There are many different ways of investigating medicine’s past. One, which has been practised with great success by Françoise Skoda, the honorand of this volume, and her pupils in Nice, Poitiers and, for many years, Paris, has been the careful teasing out of the meanings of the words used by professionals and lay alike to describe all aspects of medicine. Skoda’s 1988 book on the metaphors used by the ancient Greeks to describe the body in sickness and in health was a model investigation, extending with great subtlety and learning the older etymological investigations into the medical vocabulary. This close attention to the nuances of language has been a feature of what might be termed the French school (although the authors in this volume come also from Spain and Italy) and requires a greater exposure to ancient language and literature than can be gained from simple word searches with a computer, useful though these are.
The volume is divided into six sections, beginning with etymology: how words are formed when describing new plants or substances or even physical characteristics of particular individuals. A shorter section deals with metaphors: the lips of a wound and the thorax and its related words. The next two sections are both the longest and have perhaps the greatest relevance to historians of medicine. The first looks at the meaning and development of technical terms, from the Hippocratic Corpus through to Galen and some medical papyri. It considers medical instruments and philosophical terms as well as types of drugs, stressing also the fluidity of meaning even from a single author.
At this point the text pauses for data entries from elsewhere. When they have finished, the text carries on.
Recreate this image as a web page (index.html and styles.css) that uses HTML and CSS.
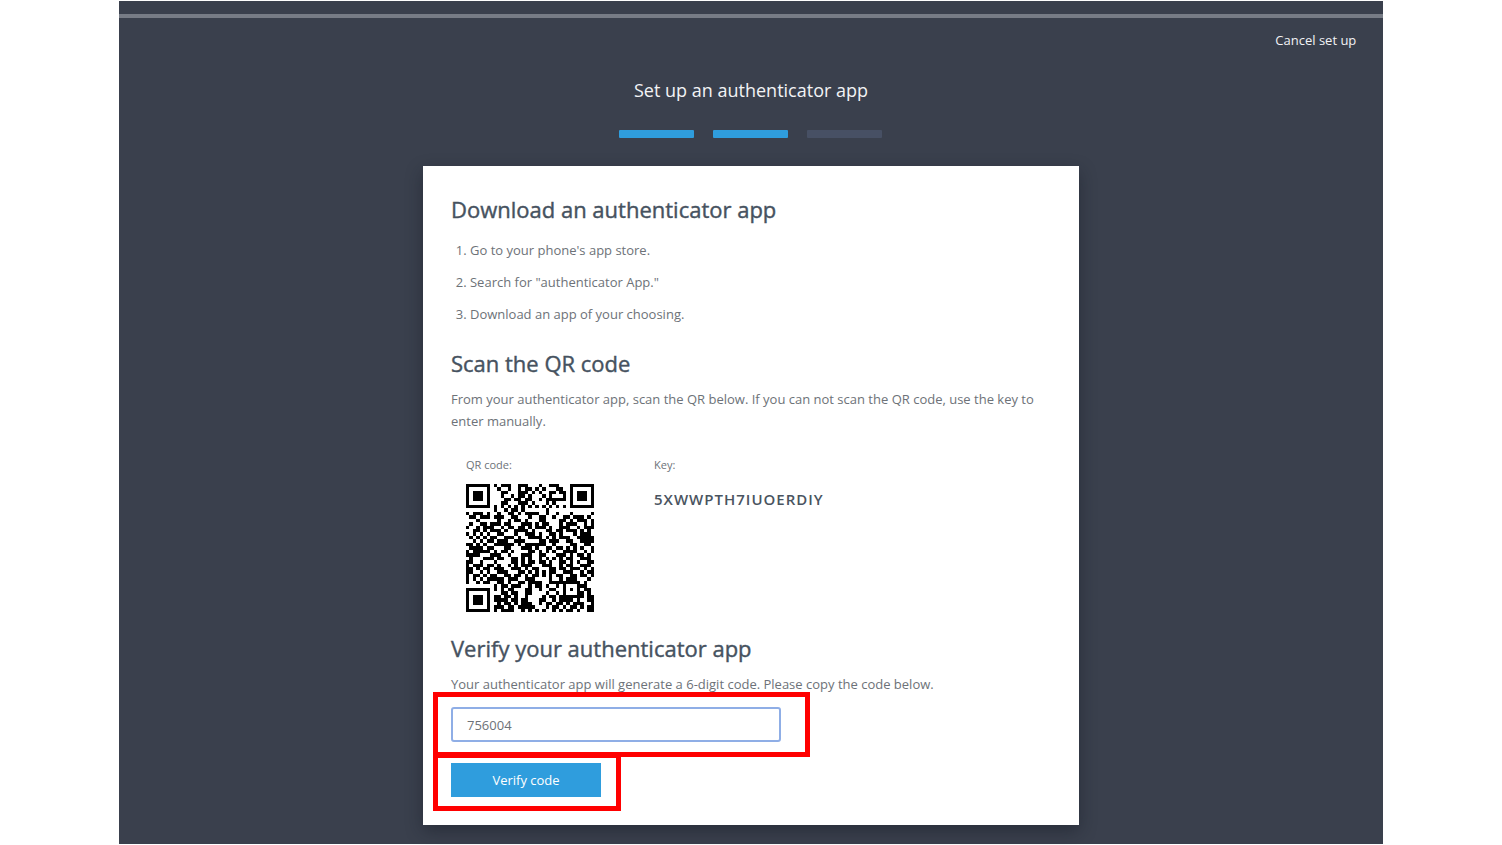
FILE: index.html
```html
<!DOCTYPE html>
<html lang="en">
<head>
<meta charset="utf-8">
<title>Set up an authenticator app</title>
<link rel="stylesheet" href="styles.css">
</head>
<body>
<div class="frame">
  <div class="topbar"></div>
  <header class="header">
    <a class="cancel" href="#">Cancel set up</a>
    <h1 class="title">Set up an authenticator app</h1>
    <div class="steps">
      <span class="step step-done"></span>
      <span class="step step-done"></span>
      <span class="step"></span>
    </div>
  </header>
  <main class="card">
    <section class="section">
      <h2 class="heading">Download an authenticator app</h2>
      <ol class="list">
        <li>Go to your phone's app store.</li>
        <li>Search for "authenticator App."</li>
        <li>Download an app of your choosing.</li>
      </ol>
    </section>
    <section class="section">
      <h2 class="heading">Scan the QR code</h2>
      <p class="text">From your authenticator app, scan the QR below. If you can not scan the QR code, use the key to enter manually.</p>
      <div class="codes">
        <div class="code-col">
          <span class="caption">QR code:</span>
          <svg class="qr" viewBox="0 0 37 37" role="img" aria-label="QR code"><path id="qr-modules"/></svg>
        </div>
        <div class="code-col">
          <span class="caption">Key:</span>
          <strong class="key">5XWWPTH7IUOERDIY</strong>
        </div>
      </div>
    </section>
    <form class="section">
      <h2 class="heading">Verify your authenticator app</h2>
      <label class="text" for="code">Your authenticator app will generate a 6-digit code. Please copy the code below.</label>
      <div class="field mark-field"><input class="input" id="code" type="text" value="756004"></div>
      <div class="field mark-button"><button class="button" type="button">Verify code</button></div>
    </form>
  </main>
</div>
<script src="qr.js"></script>
</body>
</html>
```
FILE: styles.css
```css
* { box-sizing: border-box; }
body {
  margin: 0;
  padding: 1px 0;
  background: #fff;
  color: #6d7278;
  font: 13px/22px "Open Sans", "Noto Sans", sans-serif;
}
.frame {
  width: 84.2vw;
  min-height: calc(100vh - 2px);
  margin: 0 auto;
  padding-bottom: 17px;
  background: #3a404d;
}
.topbar {
  height: 17px;
  border-bottom: 4px solid #777c86;
}
.header {
  display: flex;
  flex-direction: column;
  align-items: center;
}
.cancel {
  align-self: flex-end;
  margin: 11px 27px 0 0;
  color: #f2f3f5;
  text-decoration: none;
}
.title {
  margin: 26px 0 0;
  color: #f2f3f5;
  font-size: 18px;
  font-weight: 400;
  line-height: 26px;
}
.steps {
  display: flex;
  gap: 19px;
  margin-top: 27px;
}
.step {
  width: 75px;
  height: 8px;
  border-radius: 1px;
  background: #475064;
}
.step-done { background: #2f9ddd; }
.card {
  width: 656px;
  max-width: 100%;
  margin: 28px auto 0;
  padding: 27px 28px 28px;
  background: #fff;
  box-shadow: 0 6px 16px rgba(20, 25, 35, .45);
}
.section + .section { margin-top: 17px; }
.heading {
  margin: 0;
  color: #465260;
  font-size: 22px;
  font-weight: 400;
  line-height: 32px;
  -webkit-text-stroke: 0.4px #465260;
}
.list {
  margin: 9px 0 0;
  padding-left: 19px;
}
.list li { line-height: 32px; }
.text {
  display: block;
  margin: 9px 0 0;
}
.codes {
  display: flex;
  gap: 60px;
  margin: 22px 0 20px;
  padding-left: 15px;
}
.code-col {
  display: flex;
  flex-direction: column;
}
.caption { font-size: 11px; }
.qr {
  width: 128px;
  height: 128px;
  margin-top: 8px;
  fill: #000;
  shape-rendering: crispEdges;
}
.key {
  margin-top: 12px;
  color: #4a5460;
  font-size: 15px;
  font-weight: 600;
  letter-spacing: 1px;
}
.field {
  position: relative;
  width: fit-content;
}
.mark-field { margin-top: 12px; }
.mark-button { margin-top: 21px; }
.field::after {
  content: "";
  position: absolute;
  border: 5px solid #f00;
  pointer-events: none;
}
.mark-field::after { inset: -15px -29px -15px -18px; }
.mark-button::after { inset: -10px -20px -14px -18px; }
.input {
  display: block;
  width: 330px;
  height: 35px;
  padding: 0 14px;
  border: 2px solid #8faee6;
  border-radius: 3px;
  background: #fff;
  color: #6d7278;
  font: inherit;
  outline: none;
}
.button {
  display: block;
  width: 150px;
  height: 34px;
  padding: 0;
  border: 0;
  background: #2f9ddd;
  color: #fff;
  font: inherit;
}
```
FILE: qr.js
```js
// One string per row of modules; 1 is a dark module.
const rows = [
  "1111111010111001110001001110001111111",
  "1000001001001001011010100011001000001",
  "1011101000110001110101001101101011101",
  "1011101000100101101000101000101011101",
  "1011101000011011011001011111101011101",
  "1000001000110001110100010100001000001",
  "1111111010101010101010101010101111111",
  "0000000010010110100000010000000000000",
  "1011101001001101011110010010001000001",
  "0110111011100110001001100100110111010",
  "0001000001001011010001100001101011101",
  "0100110111011000111010110001011100101",
  "1001011100101101101011101001110010111",
  "0011010111010011110100011011011101010",
  "1010101001100010011101001101000101110",
  "0101010110011101001111010101110011111",
  "0010101101110011100001101110011001111",
  "1101010011111101011111100100001100110",
  "0111101100011000111010011011010101001",
  "1011111010110100001101010100111100101",
  "1111000111001000111001100011101011010",
  "0100011101100110101001010101011001110",
  "1100100010000110101101101001101010011",
  "1011101101001010111000111001011001110",
  "1101011011100111010110001101101110101",
  "1100101001110001101010101100111001011",
  "1011010110011011010110101011001101101",
  "1010101111101110011100001001011100010",
  "1001011001101001101111001111111110100",
  "0000000010110111001011010010100011100",
  "1111111010101100011001001100101010110",
  "1000001000110110011000010010100011010",
  "1011101011011010010000101101111111011",
  "1011101011110110110001100101111010011",
  "1011101001011010111001011011010111001",
  "1000001011101101111100010110101101011",
  "1111111010111100101010100101011010011"
];
let d = "";
rows.forEach((row, y) => {
  for (const run of row.matchAll(/1+/g)) {
    const n = run[0].length;
    d += `M${run.index} ${y}h${n}v1h-${n}z`;
  }
});
document.getElementById("qr-modules").setAttribute("d", d);
```
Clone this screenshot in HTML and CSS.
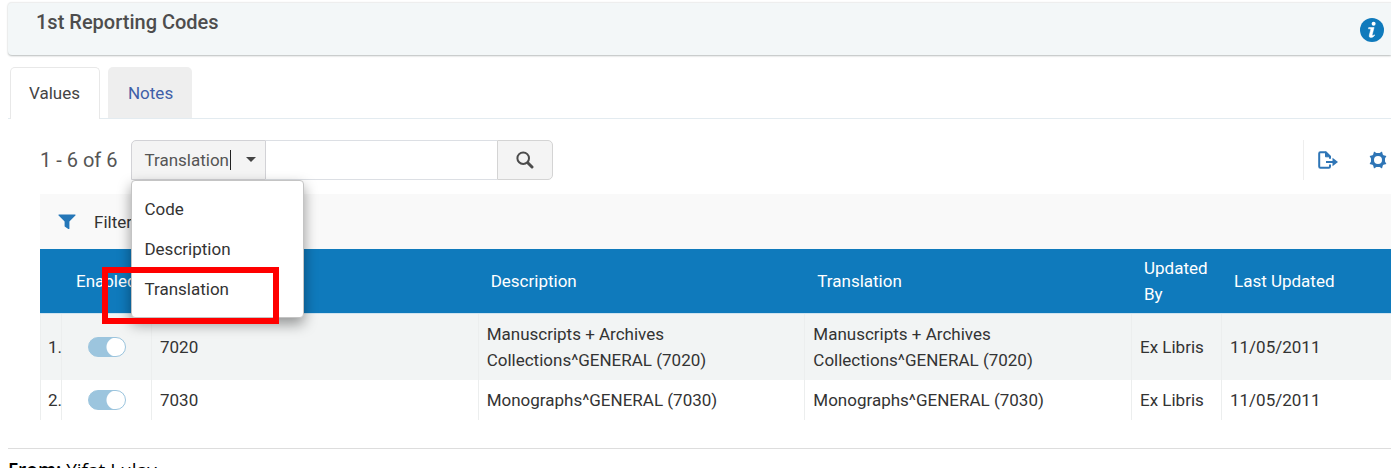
FILE: index.html
```html
<!DOCTYPE html>
<html lang="en">
<head>
<meta charset="utf-8"/>
<title>1st Reporting Codes</title>
<link rel="stylesheet" href="styles.css">
</head>

<body>
<header class="page-header">
  <h1 class="page-title">1st Reporting Codes</h1>
  <button class="icon-button info-button" aria-label="Information">
    <svg width="24" height="24" viewBox="0 0 24 24"><circle cx="12" cy="12" r="12" fill="#0f7abc"/><circle cx="13.6" cy="5.8" r="2" fill="#fff"/><path d="M8.7 9.5h5.4l-1.9 7.2q-.2.9.5.9.7 0 1.5-.9l.6.5q-1.7 2.4-3.8 2.4-2.3 0-1.7-2.5l1.4-5.3q.2-1-.6-1H8.4z" fill="#fff" stroke="#fff" stroke-width=".5"/></svg>
  </button>
</header>

<nav class="tabs">
  <a class="tab active" href="#values">Values</a>
  <a class="tab" href="#notes">Notes</a>
</nav>

<main class="content" id="values">
  <div class="toolbar">
    <span class="count">1 - 6 of 6</span>
    <form class="search">
      <div class="search-field">
        <select class="field-select" aria-label="Search field">
          <option>Code</option>
          <option>Description</option>
          <option selected>Translation</option>
        </select>
        <span class="text-cursor"></span>
        <span class="caret"></span>
        <ul class="menu">
          <li>Code</li>
          <li>Description</li>
          <li>Translation</li>
        </ul>
        <div class="highlight"></div>
      </div>
      <input class="search-input" type="text" aria-label="Search text">
      <button class="search-button" type="button" aria-label="Search">
        <svg width="18" height="18" viewBox="0 0 18 18" fill="none" stroke="#4c4c4c"><circle cx="7.2" cy="7.2" r="5.8" stroke-width="2"/><path d="M12 12l4 4" stroke-width="3" stroke-linecap="round"/></svg>
      </button>
    </form>
    <div class="tools">
      <button class="icon-button" aria-label="Export">
        <svg width="20" height="18" viewBox="0 0 20 18" fill="none" stroke="#2e75b6" stroke-width="2"><path d="M12 13.5v2.1q0 1.2-1.2 1.2H2.4q-1.2 0-1.2-1.2V2.4q0-1.2 1.2-1.2h5.4L12 5.3v2.5"/><path d="M7.5 1v4.8H12.4z" fill="#2e75b6" stroke-width="1"/><path d="M8 11h8"/><path d="M14.5 6.8l5.5 4.2-5.5 4.2z" fill="#2e75b6" stroke="none"/></svg>
      </button>
      <button class="icon-button" aria-label="Settings">
        <svg width="18" height="18" viewBox="0 0 18 18"><path fill="#2e75b6" fill-rule="evenodd" d="M5 .6L7.4 2h3.2L13 .6l.8 2.9.7.7 2.9.8L16 7.4v3.2l1.4 2.4-2.9.8-.7.7-.8 2.9-2.4-1.4H7.4L5 17.4l-.8-2.9-.7-.7L.6 13 2 10.6V7.4L.6 5l2.9-.8.7-.7zM9 5a4 4 0 1 0 0 8a4 4 0 1 0 0-8z"/></svg>
      </button>
    </div>
  </div>

  <div class="filters">
    <svg width="18" height="16" viewBox="0 0 18 16"><path d="M.8.5h16.4q.8.4.2 1.1L11.4 7.4v7q-.2 1-1.1.5L7 12.8q-.4-.3-.4-.8V7.4L.6 1.6Q0 .9.8.5z" fill="#2577b8"/></svg>
    <span>Filters</span>
  </div>

  <table class="codes">
    <colgroup>
      <col class="col-num">
      <col class="col-enabled">
      <col>
      <col>
      <col>
      <col class="col-by">
      <col class="col-date">
    </colgroup>
    <thead>
      <tr>
        <th colspan="2" class="head-enabled">Enabled</th>
        <th></th>
        <th>Description</th>
        <th>Translation</th>
        <th>Updated By</th>
        <th>Last Updated</th>
      </tr>
    </thead>
    <tbody>
      <tr>
        <td>1.</td>
        <td class="cell-toggle"><input class="toggle" type="checkbox" aria-label="Enable 7020" checked></td>
        <td>7020</td>
        <td>Manuscripts + Archives Collections^GENERAL (7020)</td>
        <td>Manuscripts + Archives Collections^GENERAL (7020)</td>
        <td>Ex Libris</td>
        <td>11/05/2011</td>
      </tr>
      <tr>
        <td>2.</td>
        <td class="cell-toggle"><input class="toggle" type="checkbox" aria-label="Enable 7030" checked></td>
        <td>7030</td>
        <td>Monographs^GENERAL (7030)</td>
        <td>Monographs^GENERAL (7030)</td>
        <td>Ex Libris</td>
        <td>11/05/2011</td>
      </tr>
    </tbody>
  </table>
</main>

<footer class="message">
  <b>From:</b> Yifat Lulav
</footer>
</body>
</html>
```

FILE: styles.css
```css
* {
  box-sizing: border-box;
}

body {
  margin: 0;
  padding: 2px 0 0 8px;
  background: #fff;
  color: #333;
  font-family: Roboto, sans-serif;
  font-size: 17px;
  line-height: 26px;
  overflow: hidden;
}

input, select, button {
  font: inherit;
  color: inherit;
}

.page-header {
  display: flex;
  justify-content: space-between;
  padding: 6px 7px 8px 28px;
  border-top: 1px solid #eee;
  background: #f3f7f8;
  border-radius: 4px 0 0 4px;
  box-shadow: 0 1px 2px #b8bcbc;
}

.page-title {
  margin: 0;
  font-size: 20px;
  font-weight: 500;
  color: #4d4d4d;
}

.icon-button {
  display: flex;
  align-items: center;
  padding: 0;
  border: none;
  background: none;
  cursor: pointer;
}

.info-button {
  padding: 9px 0 5px;
}

.tabs {
  display: flex;
  gap: 8px;
  margin-top: 12px;
  padding-left: 2px;
  border-bottom: 1px solid #e3ebf0;
}

.tab {
  padding: 13px 19px 12px 20px;
  border-radius: 5px 5px 0 0;
  background: #eee;
  color: #3f5fa8;
  text-decoration: none;
}

.tab.active {
  margin-bottom: -1px;
  padding: 12px 19px 13px 18px;
  border: 1px solid #e8e8e8;
  border-bottom: none;
  background: #fff;
  color: #444;
}

.content {
  padding-left: 32px;
}

.toolbar {
  display: flex;
  align-items: center;
  gap: 14px;
  padding: 21px 4px 13px 0;
}

.count {
  font-size: 20px;
  color: #555;
}

.search {
  display: flex;
  height: 40px;
}

.search-field {
  position: relative;
  width: 135px;
}

.field-select {
  width: 100%;
  height: 100%;
  padding: 0 12px;
  border: 1px solid #d2d2d6;
  border-radius: 5px 0 0 0;
  background: #f4f4f4;
  color: #555;
  appearance: none;
}

.text-cursor {
  position: absolute;
  top: 10px;
  right: 35px;
  width: 1px;
  height: 20px;
  background: #222;
}

.caret {
  position: absolute;
  top: 17px;
  right: 10px;
  border: 5px solid transparent;
  border-top-color: #444;
  border-bottom: none;
}

.menu {
  position: absolute;
  z-index: 1;
  top: 40px;
  left: 0;
  width: 173px;
  margin: 0;
  padding: 8px 0;
  list-style: none;
  border: 1px solid #c4c4c4;
  border-radius: 4px;
  background: #fff;
  box-shadow: 0 6px 14px rgba(0, 0, 0, 0.4);
}

.menu li {
  padding: 7px 12px;
}

.highlight {
  position: absolute;
  z-index: 2;
  top: 127px;
  left: -29px;
  width: 177px;
  height: 57px;
  border: 6px solid #f00;
}

.search-input {
  width: 231px;
  padding: 0 12px;
  border: 1px solid #dcdfe4;
  border-width: 1px 0;
}

.search-button {
  width: 56px;
  padding: 5px 0 0;
  border: 1px solid #d4d4d4;
  border-radius: 0 5px 5px 0;
  background: #f4f4f4;
}

.tools {
  display: flex;
  gap: 31px;
  height: 40px;
  margin-left: auto;
  padding-left: 14px;
  border-left: 1px solid #eee;
}

.filters {
  display: flex;
  align-items: center;
  gap: 18px;
  height: 55px;
  margin-top: 1px;
  padding-left: 18px;
  background: #f9f9f9;
}

.codes {
  width: 100%;
  table-layout: fixed;
  border-spacing: 0;
  text-align: left;
}

.col-num {
  width: 21px;
}

.col-enabled, .col-by {
  width: 90px;
}

.col-date {
  width: 170px;
}

.codes th {
  padding: 6px 13px;
  border-bottom: 1px solid #cfe3ef;
  background: #0f7abc;
  color: #fff;
  font-weight: 400;
}

.codes .head-enabled {
  padding-left: 36px;
}

.codes td {
  padding: 7px 0 7px 8px;
  border-left: 1px solid #eceeee;
}

.codes td:first-child {
  padding-left: 7px;
}

.codes tbody tr:nth-child(odd) {
  background: #f2f4f4;
}

.codes .cell-toggle {
  padding-left: 26px;
}

.toggle {
  display: block;
  width: 38px;
  height: 20px;
  margin: 0;
  border: 1px solid #9cc5de;
  border-radius: 10px;
  background: radial-gradient(circle at 27px 9px, #fff 9px, #9cc5de 10px);
  appearance: none;
}

.message {
  margin-top: 28px;
  padding-top: 8px;
  border-top: 1px solid #ddd;
  color: #000;
  font-family: "Open Sans", sans-serif;
  font-size: 19px;
}

.message b {
  font-weight: 600;
}
```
Some of these words develop new senses within Galen’s medicine; others, like ‘soft’, require being put into a broad context if we wish to discover what an ancient doctor saw from the description that was given. Often, as in section IV, the problem of interpretation involves an author’s choice of terms: Galen’s words to describe different ages from childhood almost to the grave say much about his method of classification as well as his independence. Alternatively, two words for the same thing may be found in somewhat different contexts. Latin, for example, has two words for the palm of the hand: ‘palma’ and ‘vola’. The former is found very widely in a variety of authors, both secular and religious, whereas the latter is almost exclusively technical (and means also the sole of the foot).
The final sections move away from ancient medicine narrowly defined. Section V examines the use of medical words in non-medical contexts: in the plays of Aristophanes, in a Greek epigram, by the historian Polybius and in the retelling of the myth of Hercules and the Lernaean hydra. They show how far medical terms had penetrated into a wider vocabulary, a further example of the fluidity of the Greek medical world. The last three essays extend the chronological scope of the volume, looking at the translation of terms from Greek into Arabic and medieval Latin, the words used to describe a pregnant woman in various European languages (with English the most prolific and, certainly compared with French, the sloppiest) and the adoption into French and English of medical adjectives ending in -iac/-iaque (eg., insomniac/-aque). Some of them, mostly rare and technical, have their origin in Latin (and often derive from the Greek), but others, such as paranoiac/-aque, have no direct classical source but developed in both languages at the end of the nineteenth century as part of an explosion of new ideas about the body and disease.
This is a volume of high, if at times austere, scholarship. Anyone interested in Greek and Latin will need to consult it and will derive much benefit from it. It is a worthy tribute to Skoda, showing not only the quality of the teaching she has imparted to many of the authors but also the affection that she has inspired in all those who have met her.